Concerned Nursing Home Workers Will Hold Informational Picket for Quality Care at Glens Falls Center for Nursing & Rehabilitation
November 28, 2018
Media Release:
Informational Picket: November 28, 2018
Contact: Angela Benson, 518.415.5003
Caregivers for the community’s elderly & frail citizens are sounding the alarm about staffing and quality care issues
This afternoon, on Wednesday, November 28, nursing home caregivers will be picketing at Glens Falls Center for Rehabilitation and Nursing (formerly The Stanton Nursing & Rehabilitation Center.) Members of 1199SEIU United Healthcare Workers East will shed light on the corporate owner’s lack of attention to safe staffing, decent wages and benefits, and its impact on quality resident care. They will be outside the facility from 2 p.m. - 4 p.m. at 152 Sherman Ave, in Glens Falls.
The Glens Falls nursing home is a 120-bed, medium-sized skilled nursing facility (SNF) with for-profit, corporate ownership. It was purchased by Centers Health Care (CHC) in 2017. According to U.S. News & World Report 2018-19 Nursing Home Finder, the facility has an overall rating of Worse than Average.1
Angela Benson, a Certified Nursing Assistant (CNA) at the home for six years said, “Staff turnover here is a big problem, but that’s not a surprise when workers can’t afford to take care of our own families. What choice is there other than to find a job somewhere else, when the Centers offers below market wages and benefits?”
CHC in New York has been expanding in recent years; currently there are 31 skilled nursing facilities (SNFs), and five facilities are identified as consultants.

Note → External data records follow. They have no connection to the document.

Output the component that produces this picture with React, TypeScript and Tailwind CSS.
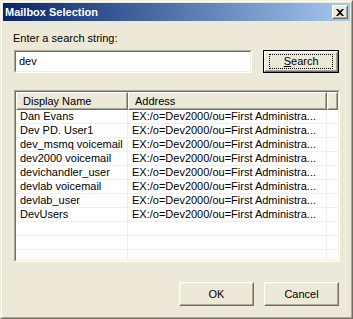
const rows = [
  'Dan Evans',
  'Dev PD. User1',
  'dev_msmq voicemail',
  'dev2000 voicemail',
  'devichandler_user',
  'devlab voicemail',
  'devlab_user',
  'DevUsers',
];

function Raised({ children, className = '' }: { children?: React.ReactNode; className?: string }) {
  // classic 3D raised edge: white / dark outer, light / shadow inner
  return (
    <div className={`border border-t-white border-l-white border-b-[#716f64] border-r-[#716f64] ${className}`}>
      <div className="flex h-full w-full items-center justify-center border border-t-[#f1efe2] border-l-[#f1efe2] border-b-[#aca899] border-r-[#aca899] bg-[#ece9d8]">
        {children}
      </div>
    </div>
  );
}

function Sunken({ children, className = '' }: { children?: React.ReactNode; className?: string }) {
  return (
    <div className={`border border-t-[#aca899] border-l-[#aca899] border-b-white border-r-white ${className}`}>
      <div className="h-full w-full overflow-hidden border border-t-[#716f64] border-l-[#716f64] border-b-[#f1efe2] border-r-[#f1efe2] bg-white">
        {children}
      </div>
    </div>
  );
}

export default function App() {
  return (
    <div
      className="h-[319px] w-[353px] overflow-hidden border border-t-[#f1efe2] border-l-[#f1efe2] border-b-[#716f64] border-r-[#716f64] text-[11px] leading-[13px] text-black"
      style={{ fontFamily: '"Liberation Sans", Arial, sans-serif' }}
    >
      <div className="flex h-full flex-col border border-t-white border-l-white border-b-[#aca899] border-r-[#aca899] bg-[#ece9d8] p-px">
        {/* Title bar */}
        <div className="flex h-[18px] items-center justify-between bg-gradient-to-r from-[#0a246a] to-[#a6caf0] pl-[2px] pr-[2px]">
          <span className="text-[11px] font-bold text-white">Mailbox Selection</span>
          <Raised className="h-[14px] w-[16px]">
            <svg width="8" height="7" viewBox="0 0 8 7">
              <path d="M0 0h2l2 2 2-2h2L5 3.5 8 7H6L4 5 2 7H0l3-3.5z" fill="#000" />
            </svg>
          </Raised>
        </div>

        {/* Body */}
        <div className="flex flex-1 flex-col pl-[10px] pr-[11px]">
          <div className="mt-[11px]">Enter a search string:</div>

          <div className="mt-[5px] ml-px flex items-center gap-[11px]">
            <Sunken className="h-[23px] w-[239px]">
              <div className="flex h-full items-center pl-[3px]">dev</div>
            </Sunken>
            <div className="h-[23px] w-[76px] border border-black">
              <Raised className="h-full w-full">
                <div className="flex h-[15px] w-[64px] items-center justify-center border border-dotted border-black">
                  <span>
                    <span className="underline">S</span>earch
                  </span>
                </div>
              </Raised>
            </div>
          </div>

          {/* List view */}
          <Sunken className="mt-[17px] ml-px h-[172px] w-[326px]">
            <div className="flex h-[18px]">
              <Raised className="h-full w-[112px]">
                <div className="w-full pl-[5px]">Display Name</div>
              </Raised>
              <Raised className="h-full w-[199px]">
                <div className="w-full pl-[5px]">Address</div>
              </Raised>
              <Raised className="h-full flex-1" />
            </div>
            {Array.from({ length: 11 }).map((_, i) => (
              <div key={i} className="flex h-[14px] border-b border-[#f0efea]">
                <div className="w-[112px] truncate border-r border-[#f0efea] pl-[4px]">{rows[i] ?? ''}</div>
                <div className="w-[199px] truncate border-r border-[#f0efea] pl-[4px]">
                  {rows[i] ? 'EX:/o=Dev2000/ou=First Administra...' : ''}
                </div>
                <div className="flex-1" />
              </div>
            ))}
          </Sunken>

          <div className="mt-[20px] flex justify-end gap-[10px]">
            <Raised className="h-[24px] w-[75px]">OK</Raised>
            <Raised className="h-[24px] w-[75px]">Cancel</Raised>
          </div>
        </div>
      </div>
    </div>
  );
}
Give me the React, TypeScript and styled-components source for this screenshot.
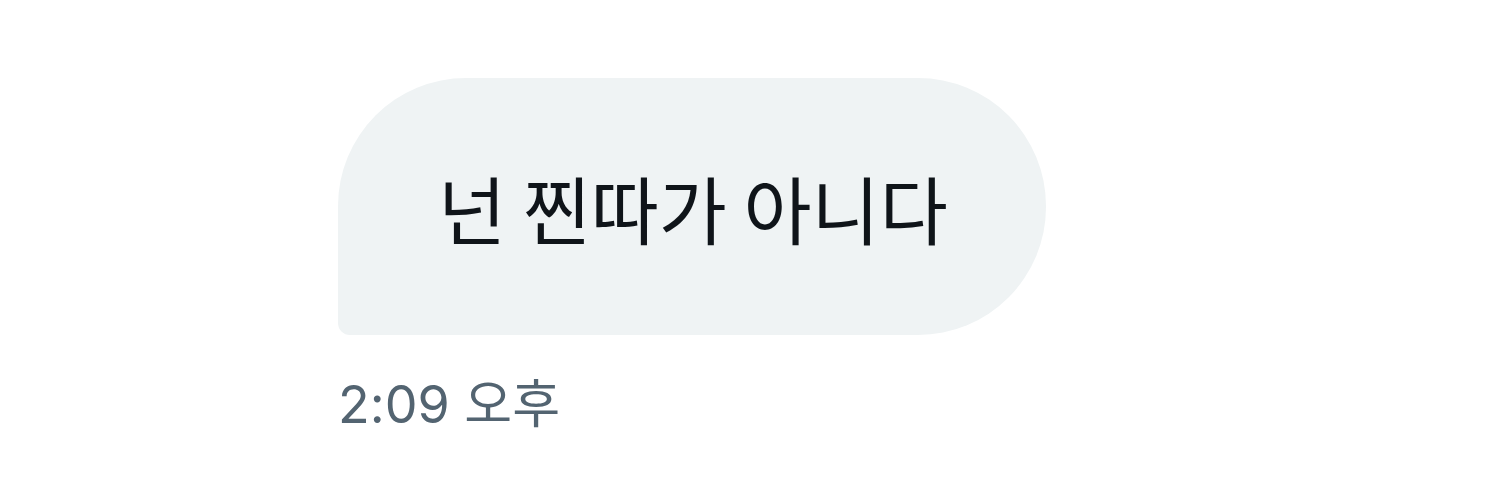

1199SEIU members at Glens Falls, together with four other CHC facilities (at New Paltz, Schenectady, Troy, and Minoa) have been negotiating a contract to no avail for almost a year. The workers’ proposals are not out of the ordinary. Market wage increases, affordable health benefits, and the ability to retire with security are standard in healthcare industry contracts. Workers and management generally agree that these provisions help to attract and retain qualified employees and protect continuity of resident care.
“Our residents and their families depend on us to provide quality care and we do that under challenging conditions. It’s the owners responsibility to ensure that we have what we need, so we can do our jobs and take care of our own families at the same time,” said Benson “That’s not a lot to ask of a big for-profit company like the Centers.”
The 1199SEIU bargaining unit includes about 112 workers: CNAs, LPNs, dietary, housekeeping, laundry, and maintenance workers, recreation aides, and receptionists. Their current contract expired on November 30, 2017. The terms of conditions of that contract are currently in effect.
The informational picket is not a strike. Workers will picket on their own time—lunch, breaks, a day off, etc. There will be no work stoppage. Shifts and services will not be interrupted.
###
1199SEIU United Healthcare Workers East is the largest and fastest-growing healthcare union in America. We represent over 450,000 nurses and caregivers throughout New York State and New Jersey, Massachusetts, Maryland, Washington, D.C. and Florida. Our mission is to achieve quality care and good jobs for all.